The owner wasn't lacking intelligence or effort. The owner had stopped seeking new inputs. We started with one step: spending two days with a peer in a completely different industry, observing how they handled customer discovery. That single experience changed how the owner thought about their own sales process. Within three months, they'd redesigned their quoting workflow using principles they'd never encountered in their own sector.
Sensemaking
Examining problems with genuine curiosity instead of jumping to the first answer. Most leaders I coach have a strong bias toward action. That's usually a strength. But when you're facing something genuinely new, pausing to ask "what's really happening here?" beats speed every time.
Sensemaking means resisting the urge to pattern-match every problem to something you've solved before. Sometimes the thing that looks like a performance issue is actually a role design issue. Sometimes the thing that looks like a marketing problem is actually a positioning problem. Curiosity before conclusions.
Internalizing
Processing what you've learned through reflection and feedback. This is where most busy leaders lose the thread. You have the experience. You just never stop long enough to extract the lesson.
A simple practice: at the end of each week, write down one thing that surprised you and one thing you'd do differently. Two sentences. That's it. The discipline of writing forces clarity that thinking alone doesn't produce.
Applying
Taking what you've learned and using it in a new situation. Reflection without application is just journaling. Application without reflection is just repeating patterns. The value is in the cycle: seek, make sense, internalize, apply.
When you run this cycle deliberately, you learn faster from every situation you encounter. And when you coach your team rather than direct them, you build learning agility across the whole group. Every stretch assignment you delegate is a chance for someone else to practise these four behaviours themselves.

The Intelligence Stack Connection
We explored the full intelligence stack in our post on the leadership intelligences beyond IQ and EQ. IQ, EQ, XQ, AQ: each one matters. But learning agility is what turns those intelligences into growth.
You can have strong analytical ability, solid emotional intelligence, deep experience, and high adaptability. Without the habit of learning from new situations and applying those lessons forward, those strengths plateau. Learning agility keeps the rest growing.
The World Economic Forum's 2025 Future of Jobs Report 5 projects that 39% of key skills will change by 2030. It ranks resilience, flexibility, and agility as the second most sought-after skill globally. The skills your team needs today are different from two years ago, and they'll be different again in two years.
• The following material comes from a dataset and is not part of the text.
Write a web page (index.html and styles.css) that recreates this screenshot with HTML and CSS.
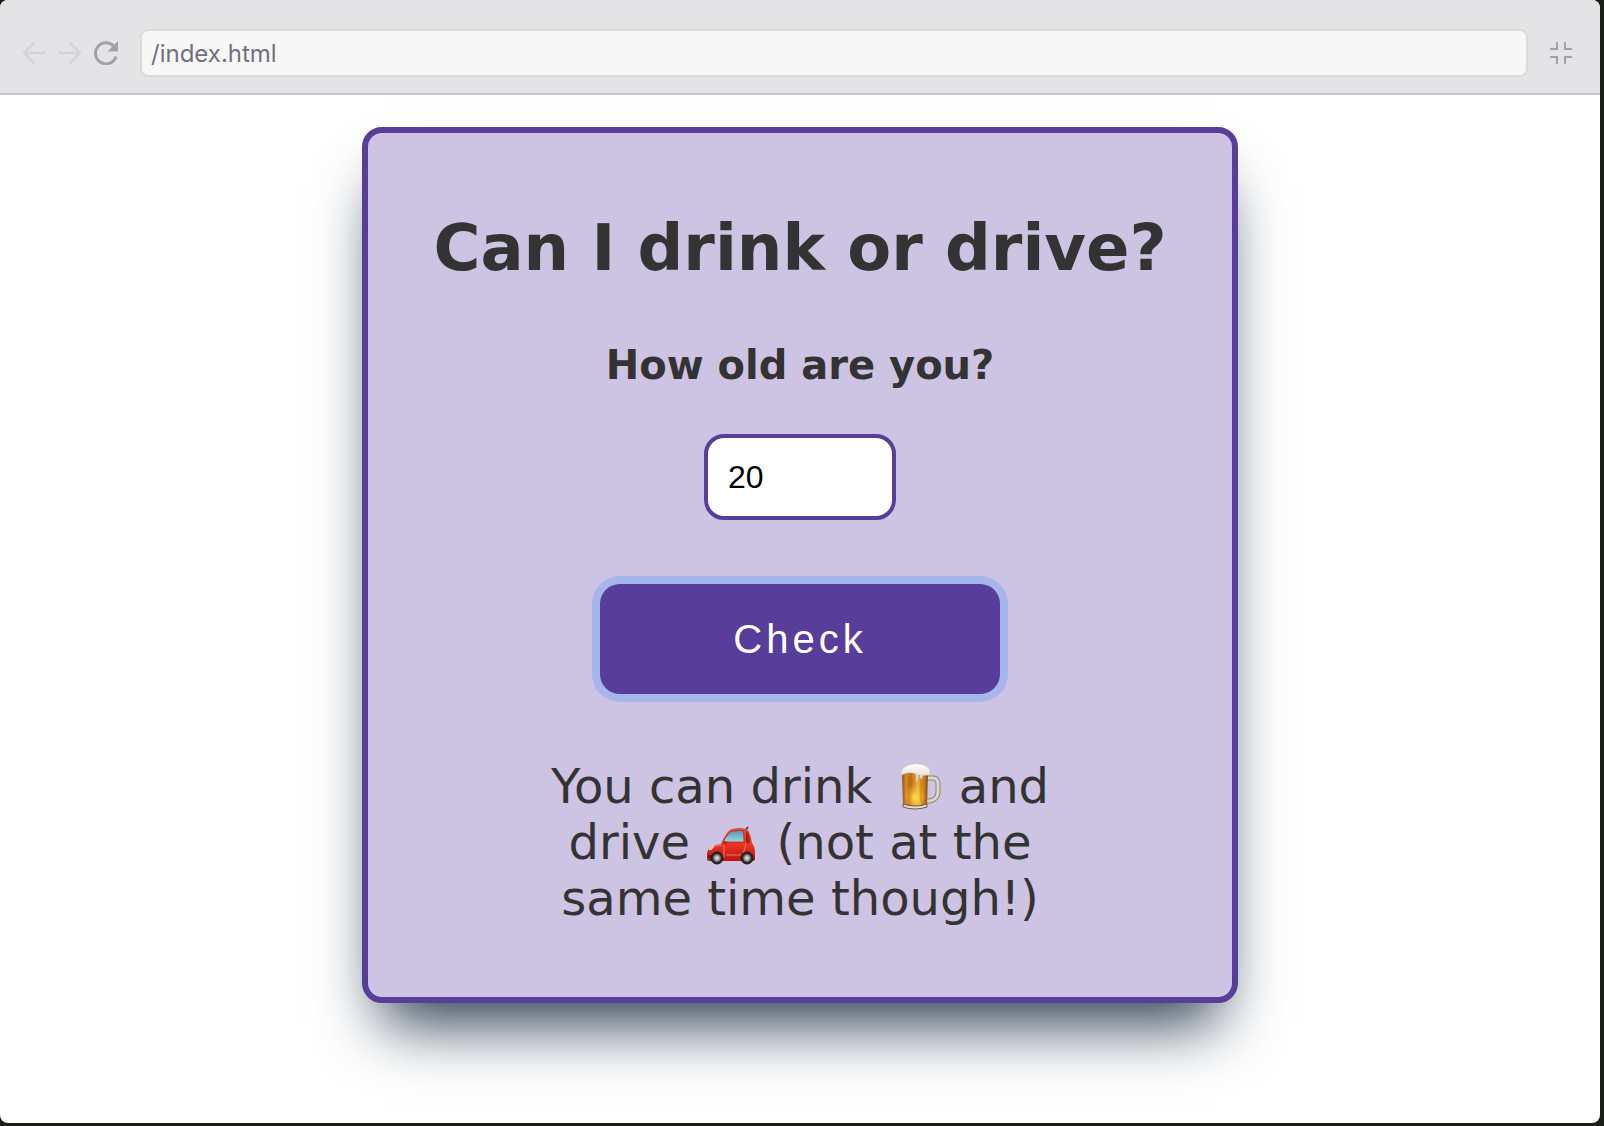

The leader who models continuous learning gives their team permission to do the same.
Build Your Learning Agility This Month
You don't need a formal assessment or a corporate programme. Here's a four-week plan that works at any level.
Week 1: Seek one unfamiliar experience. Attend a meetup outside your industry. Shadow a team member in a role you don't understand well. Read a book from a completely different field. The goal is exposure to a way of thinking you haven't encountered before.
Week 2: Practise sensemaking on one current problem. Pick a challenge you're facing and resist your first instinct. Write down three different explanations for what's causing it. Ask two people with different perspectives for their read. The goal is slowing down your pattern recognition long enough to see something new.
Week 3: Run a reflection exercise. Look back at the last quarter. Identify one decision that went well and one that didn't. For each, write down what you learned and one specific behaviour you'd change. Share it with someone you trust: a peer, a mentor, a coach. The goal is making reflection a habit, not an afterthought.
Week 4: Apply one lesson to a new context. Take a lesson from week 3 and use it in a different situation. If you learned something about communication from a client interaction, apply it in a team meeting. If you learned something about prioritization from a project, apply it to your own calendar. The goal is proving to yourself that lessons transfer.
This mirrors the cycle Hallenbeck describes: seek, make sense, internalize, apply. When you run it monthly, your learning agility compounds.
If you're in the first 90 days of a new leadership role, this cycle matters even more. New roles demand maximum learning agility because everything is unfamiliar at once.

The Coaching Connection
Coaching accelerates learning agility because it builds the reflection and feedback loops that most busy leaders skip on their own. When someone asks you the right questions after a challenging week, you extract three times the learning from the same experience.
Researchers like Veronica Schmidt Harvey have described learning agility as a "metacompetency" 6: a skill that makes you better at building other skills. When you build learning agility, every new experience teaches you faster than the last. That's why I put it at the top of the list.
Let's Build Brilliance Together
The strongest leaders I work with aren't the smartest person in the room every day. They're the most deliberate about learning from what they don't already know. That's learning agility, and it responds to practice just like any other skill.
If you're noticing that your usual approaches aren't producing the results they used to, reach out for a free consultation. No sales pitch, just an honest conversation about where you are and what needs to change.
Research Notes & Sources
If you want to go deeper, these are the studies and reports behind the key points in this post.
- Lombardo & Eichinger, 2000(onlinelibrary.wiley.com)
- A Meta-Analysis of the Relationship between Learning Agility and Leader Success | Journal of Organizational Psychology(articlegateway.com)
- Korn Ferry Study Finds Companies with Highly Agile Executives Have 25 Percent Higher Profit Margins(ir.kornferry.com)
- Tips for Improving Your Learning Agility(ccl.org)
- The Future of Jobs Report 2025(weforum.org)
- "metacompetency"(researchgate.net)
Category & Tags
Frequently Asked Questions
What is learning agility in leadership?
Learning agility is the willingness and ability to learn from experience and apply those lessons in new situations. Michael Lombardo and Robert Eichinger coined the term in 2000. Research shows it predicts leadership success more strongly than IQ or years of experience.
Can learning agility be developed?
Yes. Research consistently shows learning agility is a set of behaviours, not a fixed trait. The four key habits are seeking new experiences, making sense of them, internalizing lessons through reflection, and applying those lessons in unfamiliar contexts.
Why does learning agility matter for small business owners?
Small business leaders face constant context-switching across strategy, operations, people management, and sales. Learning agility helps you adapt to each situation quickly instead of defaulting to approaches that worked in the past but may not fit today.
How is learning agility different from experience?
Experience is what happens to you. Learning agility is how effectively you extract lessons from that experience and apply them in new situations. Two leaders can have identical experience but very different learning agility based on how deliberately they reflect and adapt.